#### PROVIDED MATERIAL

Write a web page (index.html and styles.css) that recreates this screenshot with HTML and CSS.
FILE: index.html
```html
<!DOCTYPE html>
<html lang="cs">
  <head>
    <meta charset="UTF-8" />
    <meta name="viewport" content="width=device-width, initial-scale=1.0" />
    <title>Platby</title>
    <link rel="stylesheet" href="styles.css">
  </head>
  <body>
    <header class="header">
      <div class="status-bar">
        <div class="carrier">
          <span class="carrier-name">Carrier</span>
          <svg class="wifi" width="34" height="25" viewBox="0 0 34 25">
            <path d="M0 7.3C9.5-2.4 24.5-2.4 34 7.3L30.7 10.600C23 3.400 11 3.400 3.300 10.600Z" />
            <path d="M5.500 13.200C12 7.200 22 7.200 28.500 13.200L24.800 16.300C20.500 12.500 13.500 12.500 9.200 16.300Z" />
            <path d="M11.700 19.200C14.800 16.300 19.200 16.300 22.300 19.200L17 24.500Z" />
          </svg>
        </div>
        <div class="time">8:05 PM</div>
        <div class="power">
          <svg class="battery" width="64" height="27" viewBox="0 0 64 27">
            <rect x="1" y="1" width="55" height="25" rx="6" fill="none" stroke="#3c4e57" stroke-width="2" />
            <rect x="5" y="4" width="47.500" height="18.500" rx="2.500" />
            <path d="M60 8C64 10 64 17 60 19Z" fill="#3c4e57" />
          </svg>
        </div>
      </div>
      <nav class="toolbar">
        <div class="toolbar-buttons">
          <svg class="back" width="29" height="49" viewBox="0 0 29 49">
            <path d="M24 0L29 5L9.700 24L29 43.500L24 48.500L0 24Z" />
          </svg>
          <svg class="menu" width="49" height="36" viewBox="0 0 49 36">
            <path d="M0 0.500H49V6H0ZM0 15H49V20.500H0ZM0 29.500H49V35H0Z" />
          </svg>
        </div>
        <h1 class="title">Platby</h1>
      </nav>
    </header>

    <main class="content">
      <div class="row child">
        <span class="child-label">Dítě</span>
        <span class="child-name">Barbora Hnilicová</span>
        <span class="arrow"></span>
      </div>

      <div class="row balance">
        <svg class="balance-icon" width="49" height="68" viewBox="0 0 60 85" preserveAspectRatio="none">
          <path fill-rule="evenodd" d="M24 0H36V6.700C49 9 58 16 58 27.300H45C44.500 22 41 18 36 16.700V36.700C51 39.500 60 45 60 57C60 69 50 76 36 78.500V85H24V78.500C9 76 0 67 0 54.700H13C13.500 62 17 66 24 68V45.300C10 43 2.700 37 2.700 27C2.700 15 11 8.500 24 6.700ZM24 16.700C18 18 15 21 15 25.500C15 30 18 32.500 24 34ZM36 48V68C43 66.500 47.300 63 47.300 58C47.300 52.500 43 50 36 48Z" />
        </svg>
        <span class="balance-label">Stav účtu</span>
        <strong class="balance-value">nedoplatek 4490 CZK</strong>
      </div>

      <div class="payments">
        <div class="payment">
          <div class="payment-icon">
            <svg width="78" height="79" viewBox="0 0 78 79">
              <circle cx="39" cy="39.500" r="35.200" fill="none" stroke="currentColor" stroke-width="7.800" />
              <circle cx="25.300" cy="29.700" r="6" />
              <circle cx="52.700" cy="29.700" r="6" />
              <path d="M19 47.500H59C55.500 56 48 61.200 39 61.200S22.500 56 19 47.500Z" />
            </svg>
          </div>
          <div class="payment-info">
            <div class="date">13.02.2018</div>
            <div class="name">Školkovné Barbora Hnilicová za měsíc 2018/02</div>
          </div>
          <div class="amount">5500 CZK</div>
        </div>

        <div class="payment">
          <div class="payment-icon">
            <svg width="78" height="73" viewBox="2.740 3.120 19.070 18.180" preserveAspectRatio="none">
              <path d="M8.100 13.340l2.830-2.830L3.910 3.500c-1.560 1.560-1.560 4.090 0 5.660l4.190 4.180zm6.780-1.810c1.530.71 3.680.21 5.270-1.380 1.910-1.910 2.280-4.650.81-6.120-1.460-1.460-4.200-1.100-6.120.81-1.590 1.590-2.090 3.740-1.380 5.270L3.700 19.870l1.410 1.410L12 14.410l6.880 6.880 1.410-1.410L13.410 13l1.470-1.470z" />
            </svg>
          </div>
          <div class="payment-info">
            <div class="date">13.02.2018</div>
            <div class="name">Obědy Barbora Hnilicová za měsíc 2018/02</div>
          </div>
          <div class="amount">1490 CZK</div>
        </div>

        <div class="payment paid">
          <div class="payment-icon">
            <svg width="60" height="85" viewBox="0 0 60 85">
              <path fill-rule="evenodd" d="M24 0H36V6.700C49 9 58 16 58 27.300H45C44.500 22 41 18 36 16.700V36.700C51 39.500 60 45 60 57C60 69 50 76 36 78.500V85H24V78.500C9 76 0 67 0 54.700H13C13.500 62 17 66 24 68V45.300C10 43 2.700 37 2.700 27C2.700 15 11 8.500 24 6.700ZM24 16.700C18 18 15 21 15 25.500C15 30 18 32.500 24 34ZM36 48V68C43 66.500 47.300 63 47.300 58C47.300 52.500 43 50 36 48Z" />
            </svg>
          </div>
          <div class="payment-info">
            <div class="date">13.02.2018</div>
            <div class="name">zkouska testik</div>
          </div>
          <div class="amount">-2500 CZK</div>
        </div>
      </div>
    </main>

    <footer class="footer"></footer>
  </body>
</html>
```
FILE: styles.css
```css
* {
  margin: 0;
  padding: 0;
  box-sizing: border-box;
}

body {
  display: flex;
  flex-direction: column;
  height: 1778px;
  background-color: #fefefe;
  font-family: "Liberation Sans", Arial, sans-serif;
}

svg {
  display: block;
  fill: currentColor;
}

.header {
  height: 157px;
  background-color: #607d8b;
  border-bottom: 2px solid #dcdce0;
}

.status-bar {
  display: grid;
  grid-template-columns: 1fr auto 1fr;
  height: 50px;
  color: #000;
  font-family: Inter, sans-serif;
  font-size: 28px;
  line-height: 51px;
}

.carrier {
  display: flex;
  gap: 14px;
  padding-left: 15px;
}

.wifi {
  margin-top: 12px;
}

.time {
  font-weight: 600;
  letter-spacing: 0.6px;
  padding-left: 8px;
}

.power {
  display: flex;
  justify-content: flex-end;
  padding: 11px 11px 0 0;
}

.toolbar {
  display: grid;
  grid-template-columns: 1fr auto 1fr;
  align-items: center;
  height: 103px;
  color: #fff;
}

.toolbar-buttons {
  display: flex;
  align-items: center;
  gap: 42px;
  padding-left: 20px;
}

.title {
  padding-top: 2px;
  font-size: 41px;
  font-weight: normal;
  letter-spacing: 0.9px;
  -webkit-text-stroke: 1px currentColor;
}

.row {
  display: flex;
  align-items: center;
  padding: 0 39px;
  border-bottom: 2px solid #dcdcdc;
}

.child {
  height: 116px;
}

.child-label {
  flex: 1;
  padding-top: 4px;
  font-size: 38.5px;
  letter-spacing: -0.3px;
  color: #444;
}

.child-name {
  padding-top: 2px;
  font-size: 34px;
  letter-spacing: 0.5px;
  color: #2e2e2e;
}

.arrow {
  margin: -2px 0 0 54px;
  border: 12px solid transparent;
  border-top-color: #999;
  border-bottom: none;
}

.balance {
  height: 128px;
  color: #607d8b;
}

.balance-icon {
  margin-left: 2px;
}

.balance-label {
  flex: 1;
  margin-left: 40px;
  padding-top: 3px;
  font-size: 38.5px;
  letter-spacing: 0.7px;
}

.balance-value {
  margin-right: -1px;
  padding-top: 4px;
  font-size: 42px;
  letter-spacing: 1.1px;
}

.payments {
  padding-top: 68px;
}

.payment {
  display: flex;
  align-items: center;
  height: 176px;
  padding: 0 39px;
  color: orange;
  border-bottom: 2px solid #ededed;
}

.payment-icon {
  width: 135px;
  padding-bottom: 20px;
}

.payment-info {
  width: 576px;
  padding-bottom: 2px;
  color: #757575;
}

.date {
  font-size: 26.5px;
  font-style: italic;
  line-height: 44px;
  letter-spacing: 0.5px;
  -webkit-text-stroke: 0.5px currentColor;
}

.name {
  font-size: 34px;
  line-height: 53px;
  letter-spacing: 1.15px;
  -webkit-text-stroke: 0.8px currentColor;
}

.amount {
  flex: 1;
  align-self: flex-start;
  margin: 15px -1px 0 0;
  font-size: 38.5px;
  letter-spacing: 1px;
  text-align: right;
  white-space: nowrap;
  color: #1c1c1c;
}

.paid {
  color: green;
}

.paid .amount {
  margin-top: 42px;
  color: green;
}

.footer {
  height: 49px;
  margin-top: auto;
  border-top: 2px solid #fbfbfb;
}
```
==
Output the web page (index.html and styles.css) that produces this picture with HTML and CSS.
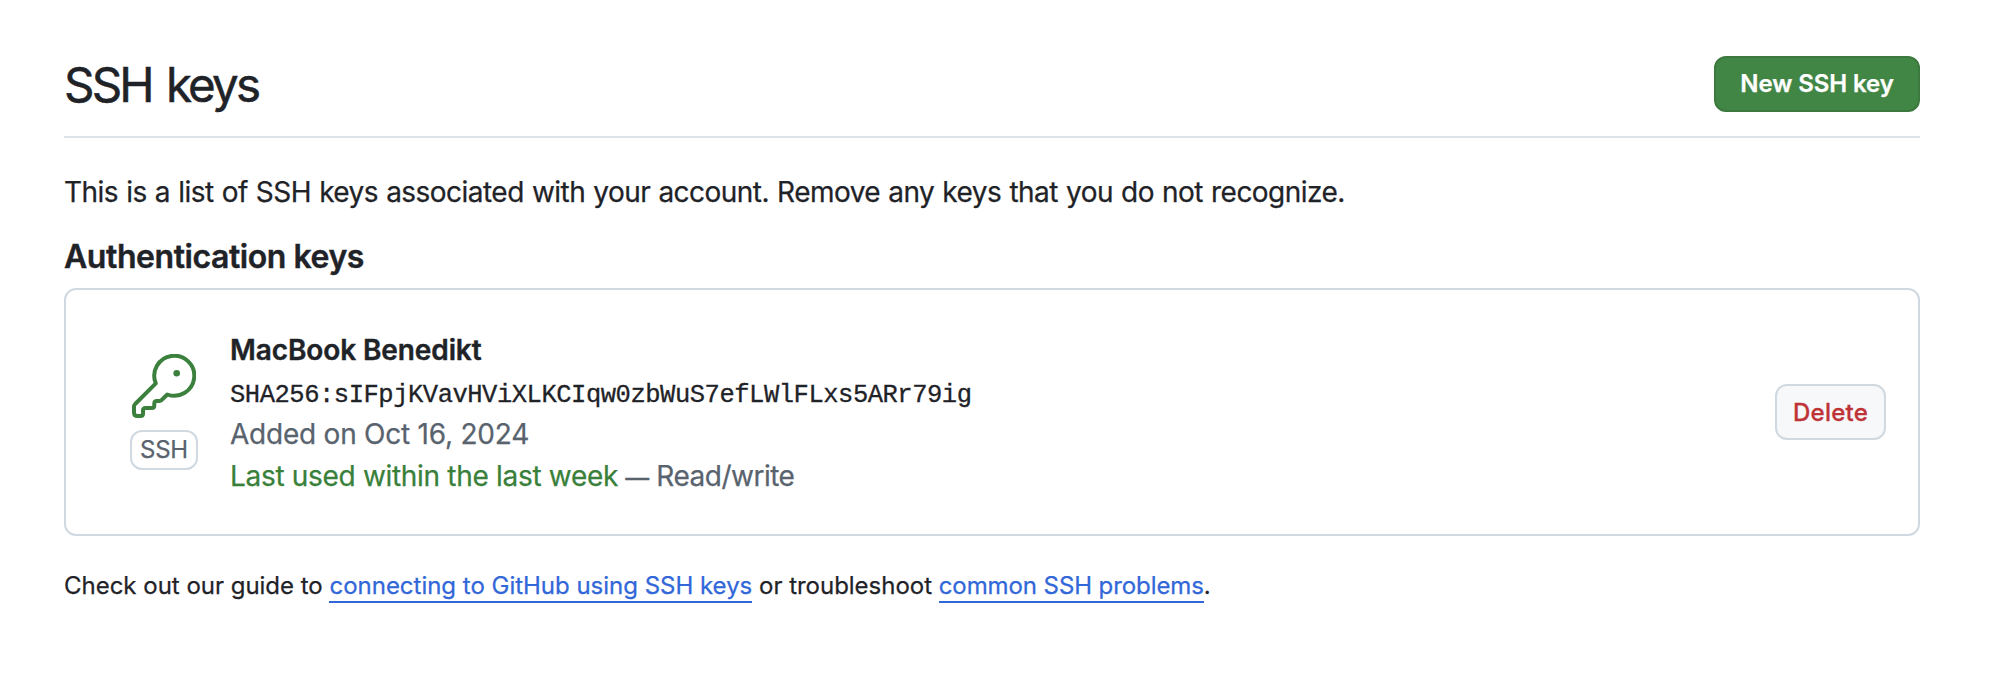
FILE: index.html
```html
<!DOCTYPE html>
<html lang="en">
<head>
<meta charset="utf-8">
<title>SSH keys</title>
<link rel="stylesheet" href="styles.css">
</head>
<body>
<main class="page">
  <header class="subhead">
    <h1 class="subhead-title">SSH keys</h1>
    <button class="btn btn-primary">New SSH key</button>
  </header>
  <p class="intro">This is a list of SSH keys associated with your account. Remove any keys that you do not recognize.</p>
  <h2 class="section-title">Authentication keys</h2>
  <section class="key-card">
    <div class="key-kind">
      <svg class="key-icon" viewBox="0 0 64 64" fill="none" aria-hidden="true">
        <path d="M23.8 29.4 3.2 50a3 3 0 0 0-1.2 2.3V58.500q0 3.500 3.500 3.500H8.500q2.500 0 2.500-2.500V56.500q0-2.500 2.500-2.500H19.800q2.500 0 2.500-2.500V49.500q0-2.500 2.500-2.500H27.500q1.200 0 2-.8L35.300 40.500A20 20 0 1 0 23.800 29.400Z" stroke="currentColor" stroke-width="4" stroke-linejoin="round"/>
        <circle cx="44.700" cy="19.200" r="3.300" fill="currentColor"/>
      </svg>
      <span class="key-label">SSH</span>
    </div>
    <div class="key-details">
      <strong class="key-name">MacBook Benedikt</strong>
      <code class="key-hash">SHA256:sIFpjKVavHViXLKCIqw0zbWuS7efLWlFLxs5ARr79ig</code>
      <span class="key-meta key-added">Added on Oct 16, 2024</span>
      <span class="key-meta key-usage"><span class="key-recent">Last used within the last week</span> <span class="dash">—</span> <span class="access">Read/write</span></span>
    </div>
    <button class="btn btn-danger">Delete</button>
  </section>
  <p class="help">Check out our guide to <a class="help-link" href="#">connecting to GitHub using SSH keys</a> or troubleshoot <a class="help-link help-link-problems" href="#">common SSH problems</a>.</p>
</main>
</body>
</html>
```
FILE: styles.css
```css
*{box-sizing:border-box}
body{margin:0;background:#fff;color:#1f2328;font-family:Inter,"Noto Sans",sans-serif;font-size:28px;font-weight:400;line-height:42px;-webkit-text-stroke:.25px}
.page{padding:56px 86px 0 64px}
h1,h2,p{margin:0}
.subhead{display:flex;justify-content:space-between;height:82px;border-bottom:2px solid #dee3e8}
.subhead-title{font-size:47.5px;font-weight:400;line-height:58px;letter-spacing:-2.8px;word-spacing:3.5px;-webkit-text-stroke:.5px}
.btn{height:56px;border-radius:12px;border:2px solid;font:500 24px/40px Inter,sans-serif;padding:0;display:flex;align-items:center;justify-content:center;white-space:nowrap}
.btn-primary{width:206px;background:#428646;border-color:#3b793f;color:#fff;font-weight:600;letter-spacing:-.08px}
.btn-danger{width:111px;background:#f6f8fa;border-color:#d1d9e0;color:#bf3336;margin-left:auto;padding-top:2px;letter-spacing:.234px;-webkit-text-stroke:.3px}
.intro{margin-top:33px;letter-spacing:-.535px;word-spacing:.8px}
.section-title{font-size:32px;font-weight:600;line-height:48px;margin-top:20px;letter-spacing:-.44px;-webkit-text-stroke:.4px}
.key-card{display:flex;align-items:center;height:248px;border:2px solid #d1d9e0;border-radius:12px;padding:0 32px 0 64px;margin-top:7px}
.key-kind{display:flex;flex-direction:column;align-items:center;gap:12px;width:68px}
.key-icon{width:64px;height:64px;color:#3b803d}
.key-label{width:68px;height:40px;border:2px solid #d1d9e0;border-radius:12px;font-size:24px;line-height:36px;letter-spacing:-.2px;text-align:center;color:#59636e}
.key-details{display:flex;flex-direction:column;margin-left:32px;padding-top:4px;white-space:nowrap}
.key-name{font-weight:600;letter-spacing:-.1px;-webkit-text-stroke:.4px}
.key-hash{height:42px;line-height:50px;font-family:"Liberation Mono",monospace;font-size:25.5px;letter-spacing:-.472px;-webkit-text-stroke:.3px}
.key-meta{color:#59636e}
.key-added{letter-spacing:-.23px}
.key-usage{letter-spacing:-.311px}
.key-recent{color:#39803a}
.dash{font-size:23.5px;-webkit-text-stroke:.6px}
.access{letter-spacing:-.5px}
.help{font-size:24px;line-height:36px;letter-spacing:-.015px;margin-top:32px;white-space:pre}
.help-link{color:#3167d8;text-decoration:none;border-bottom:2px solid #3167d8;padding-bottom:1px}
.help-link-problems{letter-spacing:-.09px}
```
--
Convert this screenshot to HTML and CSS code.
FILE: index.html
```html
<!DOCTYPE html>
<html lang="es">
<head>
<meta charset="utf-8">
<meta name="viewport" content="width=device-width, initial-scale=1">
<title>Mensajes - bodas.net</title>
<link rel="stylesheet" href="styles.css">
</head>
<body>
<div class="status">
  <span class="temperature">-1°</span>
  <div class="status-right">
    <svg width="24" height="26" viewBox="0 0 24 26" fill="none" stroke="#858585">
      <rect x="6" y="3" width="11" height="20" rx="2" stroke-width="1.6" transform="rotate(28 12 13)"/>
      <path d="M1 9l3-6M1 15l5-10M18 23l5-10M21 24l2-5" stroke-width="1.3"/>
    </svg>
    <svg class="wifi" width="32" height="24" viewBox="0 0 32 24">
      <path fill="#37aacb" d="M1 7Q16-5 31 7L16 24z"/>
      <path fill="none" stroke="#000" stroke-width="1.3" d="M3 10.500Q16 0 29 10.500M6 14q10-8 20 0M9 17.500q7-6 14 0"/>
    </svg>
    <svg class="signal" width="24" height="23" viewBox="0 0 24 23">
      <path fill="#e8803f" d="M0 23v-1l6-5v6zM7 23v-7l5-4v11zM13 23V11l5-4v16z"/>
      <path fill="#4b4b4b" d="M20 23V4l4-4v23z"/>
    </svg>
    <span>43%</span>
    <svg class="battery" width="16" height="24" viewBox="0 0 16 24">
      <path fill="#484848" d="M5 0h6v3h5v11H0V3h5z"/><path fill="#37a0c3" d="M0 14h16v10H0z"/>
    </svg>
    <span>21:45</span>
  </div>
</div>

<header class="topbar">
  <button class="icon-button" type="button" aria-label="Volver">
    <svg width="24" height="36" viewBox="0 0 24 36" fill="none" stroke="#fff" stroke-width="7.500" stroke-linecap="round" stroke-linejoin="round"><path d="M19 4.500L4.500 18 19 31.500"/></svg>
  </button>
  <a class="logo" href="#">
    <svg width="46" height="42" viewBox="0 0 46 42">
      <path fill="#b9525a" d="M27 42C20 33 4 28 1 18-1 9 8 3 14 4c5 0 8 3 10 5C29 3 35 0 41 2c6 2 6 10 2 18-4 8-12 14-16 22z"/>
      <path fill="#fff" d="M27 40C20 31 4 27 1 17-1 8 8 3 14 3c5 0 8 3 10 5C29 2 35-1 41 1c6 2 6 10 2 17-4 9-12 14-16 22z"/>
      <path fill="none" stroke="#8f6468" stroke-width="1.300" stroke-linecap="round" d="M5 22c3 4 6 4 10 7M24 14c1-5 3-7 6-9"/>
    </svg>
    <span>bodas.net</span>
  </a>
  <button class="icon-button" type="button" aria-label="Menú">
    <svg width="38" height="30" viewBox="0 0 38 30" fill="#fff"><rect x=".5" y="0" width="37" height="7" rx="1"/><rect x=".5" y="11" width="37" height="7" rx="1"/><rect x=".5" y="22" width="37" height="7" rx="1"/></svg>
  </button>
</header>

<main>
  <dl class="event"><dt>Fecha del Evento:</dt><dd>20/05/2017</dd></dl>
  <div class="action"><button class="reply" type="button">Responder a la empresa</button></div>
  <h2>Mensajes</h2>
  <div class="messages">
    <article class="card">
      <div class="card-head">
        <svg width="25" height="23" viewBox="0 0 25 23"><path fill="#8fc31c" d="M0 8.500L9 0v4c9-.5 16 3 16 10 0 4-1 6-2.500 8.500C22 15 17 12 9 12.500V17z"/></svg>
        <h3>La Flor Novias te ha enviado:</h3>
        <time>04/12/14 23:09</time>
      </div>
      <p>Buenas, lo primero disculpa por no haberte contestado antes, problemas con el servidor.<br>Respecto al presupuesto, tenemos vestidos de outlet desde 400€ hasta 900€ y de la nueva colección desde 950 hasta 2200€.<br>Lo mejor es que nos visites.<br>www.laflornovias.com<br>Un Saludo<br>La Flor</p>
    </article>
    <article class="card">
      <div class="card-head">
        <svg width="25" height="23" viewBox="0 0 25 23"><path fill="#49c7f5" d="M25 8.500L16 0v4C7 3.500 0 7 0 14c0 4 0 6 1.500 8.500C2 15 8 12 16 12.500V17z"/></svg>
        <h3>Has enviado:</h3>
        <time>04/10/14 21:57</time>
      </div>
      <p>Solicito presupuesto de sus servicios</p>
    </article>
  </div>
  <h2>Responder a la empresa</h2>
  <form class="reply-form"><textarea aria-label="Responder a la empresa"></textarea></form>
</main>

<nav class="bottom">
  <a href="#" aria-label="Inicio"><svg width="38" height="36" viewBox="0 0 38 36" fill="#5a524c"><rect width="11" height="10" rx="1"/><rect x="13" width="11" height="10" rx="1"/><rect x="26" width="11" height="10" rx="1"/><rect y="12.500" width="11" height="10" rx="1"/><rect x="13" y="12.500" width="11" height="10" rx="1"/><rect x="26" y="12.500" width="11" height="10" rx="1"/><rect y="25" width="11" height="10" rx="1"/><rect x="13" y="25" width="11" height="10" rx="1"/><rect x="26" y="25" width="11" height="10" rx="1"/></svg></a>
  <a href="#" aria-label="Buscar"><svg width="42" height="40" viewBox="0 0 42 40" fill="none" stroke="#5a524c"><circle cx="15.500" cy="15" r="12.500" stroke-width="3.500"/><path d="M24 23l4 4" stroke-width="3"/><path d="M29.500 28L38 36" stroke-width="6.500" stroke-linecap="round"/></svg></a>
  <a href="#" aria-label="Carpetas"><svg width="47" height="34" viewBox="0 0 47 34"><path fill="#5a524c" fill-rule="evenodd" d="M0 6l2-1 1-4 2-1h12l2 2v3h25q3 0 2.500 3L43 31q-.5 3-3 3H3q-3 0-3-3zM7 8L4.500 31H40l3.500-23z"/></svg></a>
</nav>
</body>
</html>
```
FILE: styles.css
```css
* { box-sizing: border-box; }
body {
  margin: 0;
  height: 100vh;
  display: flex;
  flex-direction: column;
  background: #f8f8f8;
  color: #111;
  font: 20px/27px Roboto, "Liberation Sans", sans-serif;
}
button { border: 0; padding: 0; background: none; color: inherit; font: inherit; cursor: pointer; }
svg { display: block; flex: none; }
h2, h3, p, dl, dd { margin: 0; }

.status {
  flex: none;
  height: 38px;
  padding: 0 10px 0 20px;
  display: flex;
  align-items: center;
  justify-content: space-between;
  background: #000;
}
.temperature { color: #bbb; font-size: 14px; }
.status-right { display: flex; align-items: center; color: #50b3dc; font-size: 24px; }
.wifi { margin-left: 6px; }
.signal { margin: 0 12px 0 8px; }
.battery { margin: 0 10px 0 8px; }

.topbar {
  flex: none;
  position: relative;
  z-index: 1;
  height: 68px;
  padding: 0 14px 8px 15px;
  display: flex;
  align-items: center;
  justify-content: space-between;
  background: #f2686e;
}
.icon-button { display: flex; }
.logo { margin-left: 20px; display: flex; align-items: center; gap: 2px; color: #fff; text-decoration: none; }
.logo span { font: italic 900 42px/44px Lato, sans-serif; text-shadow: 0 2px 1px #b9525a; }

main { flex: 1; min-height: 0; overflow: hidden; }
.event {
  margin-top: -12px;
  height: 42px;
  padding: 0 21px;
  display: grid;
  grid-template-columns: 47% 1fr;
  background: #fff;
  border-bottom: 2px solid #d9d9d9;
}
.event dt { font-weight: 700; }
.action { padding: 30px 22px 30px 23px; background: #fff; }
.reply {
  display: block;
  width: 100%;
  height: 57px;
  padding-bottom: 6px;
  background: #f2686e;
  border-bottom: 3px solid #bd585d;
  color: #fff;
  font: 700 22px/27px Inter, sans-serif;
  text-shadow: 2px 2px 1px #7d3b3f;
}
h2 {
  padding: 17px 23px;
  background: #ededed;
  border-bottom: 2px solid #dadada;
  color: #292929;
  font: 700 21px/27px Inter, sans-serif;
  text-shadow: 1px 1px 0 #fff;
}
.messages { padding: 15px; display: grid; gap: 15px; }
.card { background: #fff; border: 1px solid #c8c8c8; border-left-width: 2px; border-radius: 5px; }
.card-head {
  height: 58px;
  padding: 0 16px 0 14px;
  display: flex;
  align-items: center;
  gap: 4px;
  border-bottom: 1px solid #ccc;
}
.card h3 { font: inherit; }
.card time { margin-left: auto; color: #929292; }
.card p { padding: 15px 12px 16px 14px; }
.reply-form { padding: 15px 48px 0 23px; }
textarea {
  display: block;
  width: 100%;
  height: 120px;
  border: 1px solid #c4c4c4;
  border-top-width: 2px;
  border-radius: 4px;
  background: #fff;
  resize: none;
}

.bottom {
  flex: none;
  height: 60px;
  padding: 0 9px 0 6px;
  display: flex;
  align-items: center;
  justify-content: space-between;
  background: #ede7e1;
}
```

#### GIVEN REQUEST
Give the count of lines holding the word "screenshot" and nothing more.

#### COMPLETED EXERCISE
2